Comme vous le savez, le Partenariat Public-Privé constitue de nos jours une tendance quasi universelle ayant démontré ses performances au-delà même des sphères des pays en développement, confrontés généralement aux problèmes de financement de l’économie.
En dehors de la révision du cadre législatif qui régit les PPP, il est bon de souligner que le Ministère en charge de l’Economie a créé en son sein une Direction Générale en charge des PPP. Un travail intense est en cours pour bâtir un portefeuille de projets pouvant faire l’objet de ce type de financement. De même, des contacts tout azimut sont développés en direction de promoteurs privés qui pourraient être intéressés par des opportunités d’investissement en Mauritanie. Il faudra bâtir sur la confiance rétablie entre le pays et Arise Mauritania, le développeur d’un terminal à conteneurs dans le projet de Nouakchott.
Un commentaire
La voix vers le développement a été dans l’histoire un perpétuel recommencement pour plusieurs pays africains du fait de la politique du copier-coller des choix et des orientations économiques.
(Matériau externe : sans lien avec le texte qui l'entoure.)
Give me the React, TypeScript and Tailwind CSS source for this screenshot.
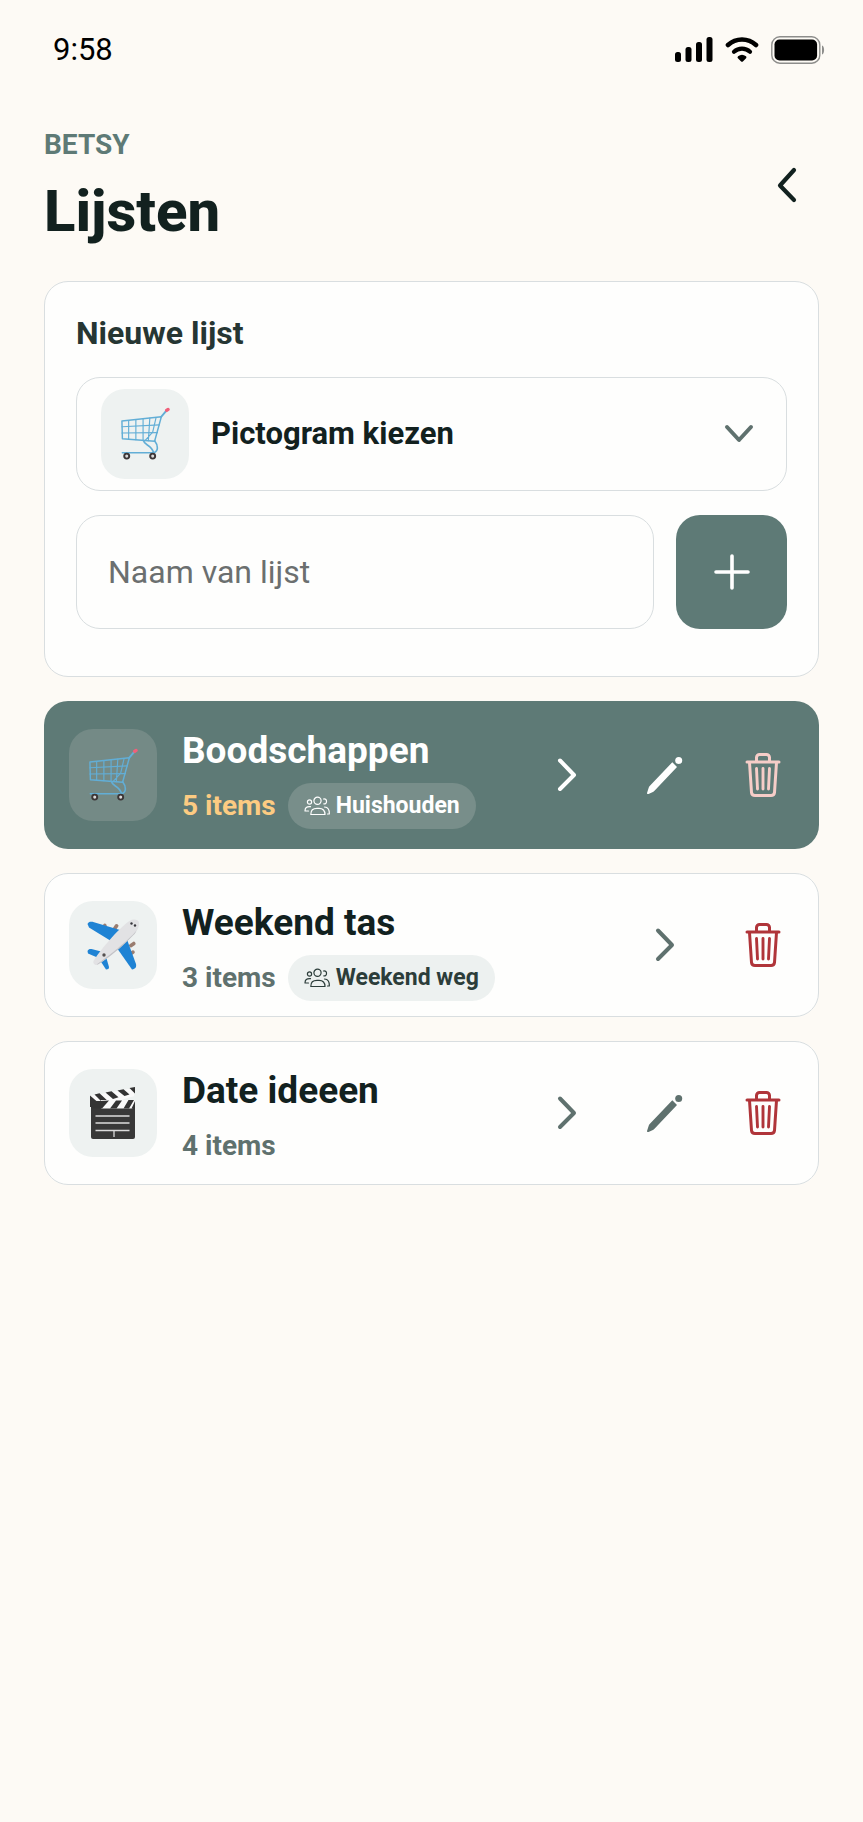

Que de ressources investies sans résultats ni sur les infrastructures, ni sur la formation de haut niveaux, ni sur le renforcement de capacités, ni sur la santé, ni sur l’autosuffisance alimentaire, ni sur l’emplois, ni sur la recherche etc. ….
Que de projets nés, mis en œuvre et clôturés sans un impact concret sur le niveau de vie, sur le développement des secteurs clés de l’économie.
La création du « Ministère des Affaires Economiques et de la Promotion des Secteurs Productifs » dont le champ englobe tous les compartiments de l’économie mauritanienne est à saluer. Seulement, la qualité des résultats attendus se mesure non dans le titre des acteurs chargés de la mise en œuvre, ni dans la quantité de fonds mobilisés mais surtout dans la pertinence des choix et des orientations économiques, dans leur contextualisation aux réalités et tissu économique mauritanien, dans leur suivi par des indicateurs pertinents prédéfinis.
La notion de secteurs productifs est relative du fait qu’un secteur productif aujourd’hui peut marquer le pas et même régresser demain. La réflexion est à étendre aux secteurs non productifs mais essentiels et qui ne demandent qu’un diagnostic et une relance pour décoller. Le champs d’intervention du Ministère est à étendre à tous les secteurs de l’économie.
La base de réflexion et des actions doit toujours être calquée sur la durabilité, la sauvegarde des acquis et leur archivage physique ou électronique afin que les générations puissent gagner du temps avec ce patrimoine d’acquis laissé à leur Actif pour une continuité à moindre coût de la mise en œuvre des affaires publiques.
La Mauritanie regorge de potentialités culturelles, énergétiques, de cadre de vie, de mines, de capacités intellectuelles, de ressources halieutiques, de potentialités dans l’aquaculture, de mémoristes hors pairs du Saint Coran, de superficie exploitables au profit du développement agricole, de l’élevage, etc….
L’optimisation de l’utilisation de ces acquis pourrait propulser le pays dans le rang des pays à haut niveau de développement et de référence.
La mise à contribution des mauritaniens de la diaspora à travers leur connaissances, leçons apprises est encore une autre aubaine à intégrer dans les stratégies de recherche de développement et de bien être des populations.